José Paulo Calmon Nogueira da Gama
Desembargador do TJES
"Ele (Gutmann) perdeu, simplesmente, a dignidade"
Nem todos que votaram a favor da revogação das restrições seguiram o fundamento de Pedro Valls Feu Rosa.
"Não vejo incompatibilidade das medidas. Não é que ele não possa cumprimentar colegas, é lógico. Ele não pode é manter conversas alongadas", exemplificou o desembargador Fernando Bravin Ruy.

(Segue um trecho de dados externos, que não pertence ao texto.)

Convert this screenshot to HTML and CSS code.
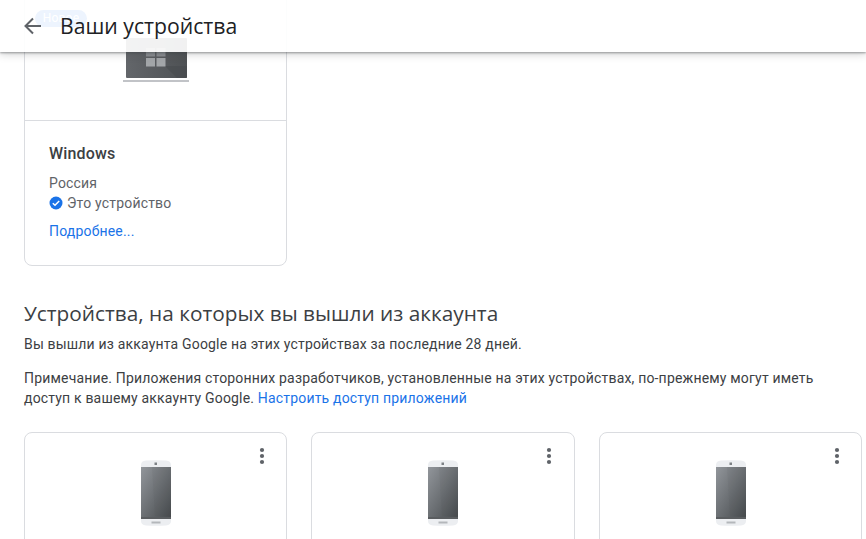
FILE: index.html
```html
<!DOCTYPE html>
<html lang="ru">
<head>
<meta charset="utf-8">
<title>Ваши устройства</title>
<link rel="stylesheet" href="styles.css">
</head>
<body>
<header class="topbar">
  <svg class="back" width="24" height="24" viewBox="0 0 24 24" aria-hidden="true"><path d="M20 12H5M12 4.5 4.5 12l7.5 7.5" fill="none" stroke="#5f6368" stroke-width="2"/></svg>
  <h1 class="topbar-title">Ваши устройства</h1>
</header>
<main class="page">
  <article class="card card-current">
    <span class="chip">Новое</span>
    <div class="card-media">
      <svg width="66" height="44" viewBox="0 0 66 44" aria-hidden="true">
        <defs>
          <linearGradient id="lap" x1="0" y1="0" x2="1" y2="0"><stop offset="0" stop-color="#63666a"/><stop offset="1" stop-color="#4e5154"/></linearGradient>
        </defs>
        <rect x="3" y="0" width="61" height="40" rx="1" fill="url(#lap)"/>
        <path d="M42 28 64 28V40H54Z" fill="#484b4e" opacity=".6"/>
        <rect x="23" y="10" width="9" height="8.500" fill="#8b8e92"/>
        <rect x="33.500" y="10" width="9" height="8.500" fill="#8b8e92"/>
        <rect x="23" y="20" width="9" height="8.500" fill="#a3a6a9"/>
        <rect x="33.500" y="20" width="9" height="8.500" fill="#a3a6a9"/>
        <rect x="0" y="42" width="66" height="2" fill="#c1c3c7"/>
      </svg>
    </div>
    <div class="card-body">
      <h3 class="device-name">Windows</h3>
      <p class="device-line">Россия</p>
      <p class="device-line device-this">
        <svg width="14" height="14" viewBox="0 0 14 14" aria-hidden="true"><circle cx="7" cy="7" r="6.500" fill="#1a73e8"/><path d="M3.800 7.200 6 9.300l4.200-4.400" fill="none" stroke="#fff" stroke-width="1.500"/></svg>
        <span>Это устройство</span>
      </p>
      <a class="link device-more" href="#">Подробнее...</a>
    </div>
  </article>

  <section class="signed-out">
    <h2 class="section-title">Устройства, на которых вы вышли из аккаунта</h2>
    <p class="section-text">Вы вышли из аккаунта Google на этих устройствах за последние 28 дней.</p>
    <p class="section-text section-note">Примечание. Приложения сторонних разработчиков, установленные на этих устройствах, по-прежнему могут иметь доступ к вашему аккаунту Google. <a class="link" href="#">Настроить доступ приложений</a></p>
    <div class="card-grid">
      <article class="card phone-card">
        <svg class="kebab" width="6" height="18" viewBox="0 0 6 18" aria-hidden="true"><circle cx="3" cy="3" r="2.100"/><circle cx="3" cy="9" r="2.100"/><circle cx="3" cy="15" r="2.100"/></svg>
        <svg class="phone" width="30" height="66" viewBox="0 0 30 66" aria-hidden="true"><use href="#phone-shape"/></svg>
      </article>
      <article class="card phone-card">
        <svg class="kebab" width="6" height="18" viewBox="0 0 6 18" aria-hidden="true"><circle cx="3" cy="3" r="2.100"/><circle cx="3" cy="9" r="2.100"/><circle cx="3" cy="15" r="2.100"/></svg>
        <svg class="phone" width="30" height="66" viewBox="0 0 30 66" aria-hidden="true"><use href="#phone-shape"/></svg>
      </article>
      <article class="card phone-card">
        <svg class="kebab" width="6" height="18" viewBox="0 0 6 18" aria-hidden="true"><circle cx="3" cy="3" r="2.100"/><circle cx="3" cy="9" r="2.100"/><circle cx="3" cy="15" r="2.100"/></svg>
        <svg class="phone" width="30" height="66" viewBox="0 0 30 66" aria-hidden="true"><use href="#phone-shape"/></svg>
      </article>
    </div>
  </section>
</main>
<svg class="defs" width="0" height="0" aria-hidden="true">
  <defs>
    <linearGradient id="scr" x1="0" y1="0" x2="1" y2="1"><stop offset="0" stop-color="#92969b"/><stop offset="1" stop-color="#45494c"/></linearGradient>
    <g id="phone-shape">
      <path d="M0 5Q0 1 5 .6 15-.3 25 .6 30 1 30 5V61Q30 65 25 65.400 15 66.300 5 65.400 0 65 0 61Z" fill="#eceef1"/>
      <rect x="0" y="7" width="30" height="52" fill="url(#scr)"/>
      <path d="M11 7H30V56H14Z" fill="#3c4043" opacity=".05"/>
      <rect x="0" y="57" width="30" height="2" fill="#5a5d60"/>
      <rect x="13.500" y="2.500" width="2.500" height="2.500" fill="#7d8185"/>
      <rect x="10.500" y="61.500" width="9" height="2" fill="#b4b7bb"/>
    </g>
  </defs>
</svg>
</body>
</html>
```
FILE: styles.css
```css
html, body {
  margin: 0;
  height: 100%;
  overflow: hidden;
  background: #fff;
  font-family: "Roboto", "Liberation Sans", sans-serif;
  font-size: 14px;
  line-height: 20px;
  letter-spacing: 0.18px;
  color: #3c4043;
}

.topbar {
  position: absolute;
  top: 0;
  left: 0;
  right: 0;
  z-index: 2;
  height: 52px;
  display: flex;
  align-items: center;
  padding-left: 21px;
  gap: 15px;
  box-sizing: border-box;
  background: rgba(255, 255, 255, 0.92);
  box-shadow: 0 1px 2px rgba(60, 64, 67, 0.45), 0 2px 8px rgba(60, 64, 67, 0.25);
}

.topbar-title {
  margin: 0;
  font-family: "Open Sans", "Roboto", sans-serif;
  font-size: 21.200px;
  font-weight: 400;
  line-height: 28px;
  letter-spacing: 0;
  color: #202124;
}

.back { flex: none; }

.page {
  display: flow-root;
  padding: 0 3.700px 0 24px;
}

.card {
  position: relative;
  box-sizing: border-box;
  border: 1px solid #dadce0;
  border-radius: 8px;
  background: #fff;
}

.card-current {
  width: 263px;
  margin-top: -68px;
}

.chip {
  position: absolute;
  top: 77px;
  left: 10px;
  width: 52px;
  height: 17px;
  border-radius: 9px;
  background: #1a73e8;
  color: #fff;
  font-size: 12px;
  line-height: 17px;
  text-align: center;
}

.card-media {
  box-sizing: border-box;
  height: 188px;
  padding-top: 105px;
  display: flex;
  justify-content: center;
  align-items: flex-start;
  border-bottom: 1px solid #dadce0;
}

.card-body {
  padding: 21px 24px 24px;
}

.device-name {
  margin: 0 0 7px;
  font-size: 16px;
  line-height: 24px;
  font-weight: 500;
  color: #3c4043;
}

.device-line {
  margin: 0;
  color: #5f6368;
}

.device-this {
  display: flex;
  align-items: center;
  gap: 4px;
}

.device-more {
  display: block;
  margin-top: 8px;
}

.link {
  color: #1a73e8;
  text-decoration: none;
}

.signed-out {
  margin-top: 32px;
}

.section-title {
  margin: 0;
  font-family: "Open Sans", "Roboto", sans-serif;
  font-size: 20.800px;
  line-height: 30px;
  font-weight: 400;
  letter-spacing: 0;
  color: #3c4043;
}

.section-text {
  margin: 6px 0 0;
  color: #3c4043;
}

.section-note {
  margin-top: 14px;
}

.card-grid {
  display: grid;
  grid-template-columns: repeat(3, 1fr);
  gap: 24px;
  margin-top: 24px;
}

.phone-card {
  height: 240px;
  display: flex;
  justify-content: center;
  align-items: flex-start;
  padding-top: 27px;
}

.kebab {
  position: absolute;
  top: 14px;
  right: 21.500px;
  fill: #5f6368;
}

.defs {
  position: absolute;
}
```
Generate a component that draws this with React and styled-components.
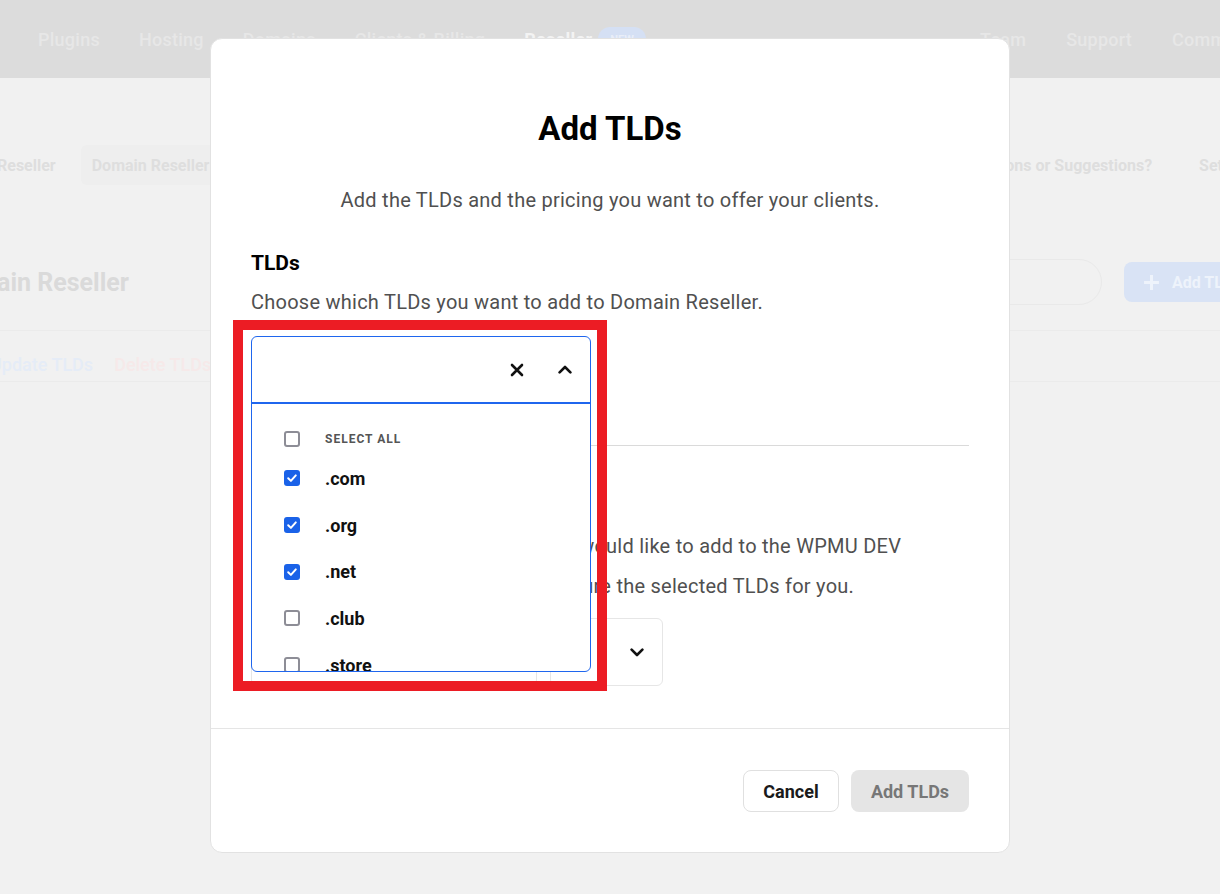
import React from "react";
import styled, { createGlobalStyle } from "styled-components";

const GlobalStyle = createGlobalStyle`
  * { box-sizing: border-box; }
  html, body { margin: 0; padding: 0; }
  body {
    width: 1220px;
    height: 894px;
    overflow: hidden;
    background: #f1f1f1;
    font-family: Roboto, "Liberation Sans", Arial, sans-serif;
  }
`;

/* ---------- faded page behind the modal ---------- */

const TopNav = styled.nav`
  height: 78px;
  background: #dcdcdc;
  display: flex;
  align-items: center;
  padding-left: 38px;
  overflow: hidden;
  white-space: nowrap;
`;

const NavGroup = styled.div`
  display: flex;
  align-items: center;
  gap: 39px;
`;

const NavRight = styled(NavGroup)`
  gap: 40px;
  margin-left: auto;
  width: 240px;
  flex-shrink: 0;
`;

const NavLink = styled.span`
  font-size: 18px;
  letter-spacing: 0.25px;
  font-weight: ${p => (p.$active ? 700 : 500)};
  color: ${p => (p.$active ? "#f3f3f3" : "#e7e7e7")};
  display: flex;
  align-items: center;
`;

const Badge = styled.span`
  margin-left: 6px;
  height: 24px;
  padding: 0 12px;
  border-radius: 12px;
  background: #d5e0f4;
  color: #e9eef8;
  font-size: 11px;
  letter-spacing: 0;
  font-weight: 700;
  display: flex;
  align-items: center;
`;

const Page = styled.main`
  width: 1314px;
  margin-left: -55px;
`;

const TabsRow = styled.div`
  display: flex;
  align-items: center;
  height: 40px;
  margin-top: 67px;
  padding-left: 41px;
  gap: 14px;
`;

const Tab = styled.div`
  height: 40px;
  padding: 0 11px;
  display: flex;
  align-items: center;
  border-radius: 6px;
  font-size: 16px;
  font-weight: 700;
  color: #dedede;
  background: ${p => (p.$active ? "#eeeeee" : "transparent")};
`;

const TabLinks = styled.div`
  margin-left: auto;
  display: flex;
  gap: 47px;
  font-size: 16px;
  font-weight: 700;
  color: #dedede;
`;

const HeaderRow = styled.div`
  margin-top: 74px;
  margin-right: -3px;
  height: 46px;
  display: flex;
  align-items: center;
  justify-content: space-between;
`;

const PageTitle = styled.h1`
  margin: 0;
  font-size: 25px;
  font-weight: 700;
  color: #dadada;
`;

const HeaderActions = styled.div`
  display: flex;
  align-items: center;
  gap: 22px;
`;

const SearchPill = styled.div`
  width: 250px;
  height: 46px;
  border: 1px solid #e9e9e9;
  border-radius: 23px;
`;

const FadedButton = styled.div`
  height: 40px;
  width: 138px;
  padding: 0 19px;
  display: flex;
  align-items: center;
  gap: 12px;
  border-radius: 8px;
  background: #d9e3f5;
  color: #eef3fb;
  font-size: 16px;
  font-weight: 700;
  white-space: nowrap;
  svg { flex-shrink: 0; }
`;

const Toolbar = styled.div`
  margin-top: 25px;
  border-top: 1px solid #ebebeb;
  border-bottom: 1px solid #ebebeb;
  padding: 22px 0 4px 45px;
  display: flex;
  gap: 21px;
  font-size: 18px;
  font-weight: 500;
  line-height: 24px;
`;

const ToolLink = styled.span`
  color: ${p => (p.$danger ? "#f6e9e9" : "#e5ecf7")};
`;

/* ---------- modal ---------- */

const Overlay = styled.div`
  position: fixed;
  inset: 0;
  display: flex;
  justify-content: center;
  align-items: flex-start;
  padding-top: 38px;
`;

const Modal = styled.div`
  width: 800px;
  background: #fff;
  border: 1px solid #e2e2e2;
  border-radius: 12px;
`;

const ModalBody = styled.div`
  padding: 70px 40px 42px;
`;

const Title = styled.h2`
  margin: 0;
  font-size: 33px;
  line-height: 40px;
  font-weight: 700;
  color: #000;
  text-align: center;
`;

const Subtitle = styled.p`
  margin: 37px 0 0;
  font-size: 20px;
  letter-spacing: 0.25px;
  line-height: 28px;
  color: #505050;
  text-align: center;
`;

const Label = styled.h3`
  margin: ${p => p.$top || 34}px 0 0;
  font-size: 21px;
  line-height: 30px;
  font-weight: 700;
  color: #000;
`;

const Text = styled.p`
  margin: 10px 0 0;
  font-size: 20px;
  letter-spacing: 0.25px;
  line-height: 28px;
  color: #505050;
`;

const TallText = styled.p`
  margin: 20px 0 0;
  font-size: 20px;
  letter-spacing: 0.25px;
  line-height: 40px;
  color: #505050;
  white-space: nowrap;
  span { display: block; }
`;

const Divider = styled.hr`
  margin: 41px 0 0;
  border: 0;
  height: 1px;
  background: #dadada;
`;

const SelectWrap = styled.div`
  position: relative;
  margin-top: 20px;
  width: 340px;
  height: 68px;
`;

const Dropdown = styled.div`
  position: absolute;
  top: 0;
  left: 0;
  width: 340px;
  height: 336px;
  z-index: 2;
  display: flex;
  flex-direction: column;
  background: #fff;
  border: 1px solid #1f66ee;
  border-radius: 6px;
  overflow: hidden;
`;

const DropdownHead = styled.div`
  height: 67px;
  flex-shrink: 0;
  border-bottom: 2px solid #1f66ee;
  display: flex;
  align-items: center;
  justify-content: flex-end;
  gap: 34px;
  padding-right: 18px;
`;

const OptionList = styled.div`
  padding: 18px 0 0 32px;
`;

const Option = styled.div`
  height: ${p => (p.$head ? "33px" : "46.7px")};
  display: flex;
  align-items: center;
  gap: 25px;
  font-size: ${p => (p.$head ? "12px" : "18px")};
  letter-spacing: ${p => (p.$head ? "1px" : "0")};
  font-weight: 700;
  color: ${p => (p.$head ? "#555" : "#111")};
`;

const Box = styled.span`
  width: 16px;
  height: 16px;
  flex-shrink: 0;
  border-radius: 3px;
  display: flex;
  align-items: center;
  justify-content: center;
  background: ${p => (p.$checked ? "#1a62e8" : "#fff")};
  border: ${p => (p.$checked ? "none" : "2px solid #8d8d96")};
`;

const Highlight = styled.div`
  position: absolute;
  left: -18px;
  top: -16px;
  width: 374px;
  height: 371px;
  border: 10px solid #ec1c24;
  z-index: 3;
  pointer-events: none;
`;

const InputRow = styled.div`
  margin-top: 12px;
  display: flex;
  gap: 13px;
`;

const Field = styled.div`
  width: ${p => p.$w}px;
  height: 68px;
  border: 1px solid #e6e6e6;
  border-radius: 6px;
  display: flex;
  align-items: center;
  justify-content: flex-end;
  padding-right: 18px;
`;

const Footer = styled.div`
  border-top: 1px solid #e5e5e5;
  padding: 41px 40px 40px;
  display: flex;
  justify-content: flex-end;
  gap: 12px;
`;

const Button = styled.button`
  width: ${p => p.$w}px;
  height: 42px;
  padding: 0;
  border-radius: 8px;
  font-family: inherit;
  font-size: 18px;
  font-weight: 700;
  cursor: pointer;
  border: ${p => (p.$primary ? "none" : "1px solid #e0e0e0")};
  background: ${p => (p.$primary ? "#e5e5e5" : "#fff")};
  color: ${p => (p.$primary ? "#777" : "#1a1a1a")};
`;

const CloseIcon = () => (
  <svg width="14" height="14" viewBox="0 0 14 14">
    <path d="M2 2 L12 12 M12 2 L2 12" stroke="#111" strokeWidth="2.6" strokeLinecap="round" />
  </svg>
);

const Chevron = ({ up }) => (
  <svg width="14" height="9" viewBox="0 0 14 9">
    <path
      d={up ? "M1.6 7.4 L7 2 L12.4 7.4" : "M1.6 1.6 L7 7 L12.4 1.6"}
      fill="none"
      stroke="#111"
      strokeWidth="2.6"
      strokeLinecap="round"
      strokeLinejoin="round"
    />
  </svg>
);

const Check = () => (
  <svg width="12" height="12" viewBox="0 0 12 12">
    <path d="M2.2 6.3 L4.9 8.9 L9.8 3.4" fill="none" stroke="#fff" strokeWidth="2" strokeLinecap="round" strokeLinejoin="round" />
  </svg>
);

const tlds = [
  { name: ".com", checked: true },
  { name: ".org", checked: true },
  { name: ".net", checked: true },
  { name: ".club", checked: false },
  { name: ".store", checked: false },
  { name: ".online", checked: false },
];

export default function App() {
  return (
    <>
      <GlobalStyle />
      <TopNav>
        <NavGroup>
          <NavLink>Plugins</NavLink>
          <NavLink>Hosting</NavLink>
          <NavLink>Domains</NavLink>
          <NavLink>Clients &amp; Billing</NavLink>
          <NavLink $active>
            Reseller<Badge>NEW</Badge>
          </NavLink>
        </NavGroup>
        <NavRight>
          <NavLink>Team</NavLink>
          <NavLink>Support</NavLink>
          <NavLink>Community</NavLink>
        </NavRight>
      </TopNav>

      <Page>
        <TabsRow>
          <Tab>Reseller</Tab>
          <Tab $active>Domain Reseller</Tab>
          <TabLinks>
            <span>Questions or Suggestions?</span>
            <span>Settings</span>
          </TabLinks>
        </TabsRow>
        <HeaderRow>
          <PageTitle>Domain Reseller</PageTitle>
          <HeaderActions>
            <SearchPill />
            <FadedButton>
              <svg width="17" height="17" viewBox="0 0 16 16">
                <path d="M8 1 V15 M1 8 H15" stroke="#eef3fb" strokeWidth="2.8" />
              </svg>
              Add TLDs
            </FadedButton>
          </HeaderActions>
        </HeaderRow>
        <Toolbar>
          <ToolLink>Update TLDs</ToolLink>
          <ToolLink $danger>Delete TLDs</ToolLink>
        </Toolbar>
      </Page>

      <Overlay>
        <Modal>
          <ModalBody>
            <Title>Add TLDs</Title>
            <Subtitle>Add the TLDs and the pricing you want to offer your clients.</Subtitle>
            <Label>TLDs</Label>
            <Text>Choose which TLDs you want to add to Domain Reseller.</Text>
            <SelectWrap>
              <Dropdown>
                <DropdownHead>
                  <CloseIcon />
                  <Chevron up />
                </DropdownHead>
                <OptionList>
                  <Option $head>
                    <Box />
                    SELECT ALL
                  </Option>
                  {tlds.map(t => (
                    <Option key={t.name}>
                      <Box $checked={t.checked}>{t.checked && <Check />}</Box>
                      {t.name}
                    </Option>
                  ))}
                </OptionList>
              </Dropdown>
              <Highlight />
            </SelectWrap>
            <Divider />
            <Label $top={30}>Pricing</Label>
            <TallText>
              <span>Choose the markup percentage you would like to add to the WPMU DEV</span>
              <span>base prices per TLD, and we'll configure the selected TLDs for you.</span>
            </TallText>
            <InputRow>
              <Field $w={286} />
              <Field $w={113}>
                <Chevron />
              </Field>
            </InputRow>
          </ModalBody>
          <Footer>
            <Button $w={96}>Cancel</Button>
            <Button $w={118} $primary>Add TLDs</Button>
          </Footer>
        </Modal>
      </Overlay>
    </>
  );
}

Para ele, entretanto, as medidas "são estéreis para a preservação da instrução penal" e configuram cumprimento antecipado de pena.
SÓ PARA GUTMANN
Além de Carlos Alexandre Gutmann, são réus na ação sobre a suposta venda de sentença o também juiz Alexandre Farina Lopes, o ex-policial civil Hilário Frasson, condenado em outro caso, como mandante do assassinato da ex-mulher, a médica Milena Gottardi, o empresário Eudes Cecatto e o ex-funcionário da Associação dos Magistrados do Espírito Santo (Amages) Davi
A revogação das cautelares não se estende a eles, vale apenas para Gutmann. As defesas dos demais, no entanto, podem pedir que os outros também sejam beneficiados.
Aliás, a defesa de Farina já o fez, alegando que a situação dele é igual à do outro magistrado.
Os dois juízes estão afastados das funções e são também alvos de Processo Administrativo Disciplinar (PAD), cuja pena máxima é a aposentadoria compulsória.
A DEFESA
O advogado de Gutmann, Israel Jorio, defendeu, em sustentação oral no TJES, a revogação das cautelares sob o argumento da desnecessidade das medidas para a garantia da instrução penal e lembrou que já se estendem a mais de 11 meses.
Quanto à acusação de venda de sentença, a defesa sempre alegou a inocência do juiz e destacou que em mensagens trocadas entre os réus o nome de Gutmann é citado por outras pessoas. O próprio Gutmann já disse que seu nome foi usado.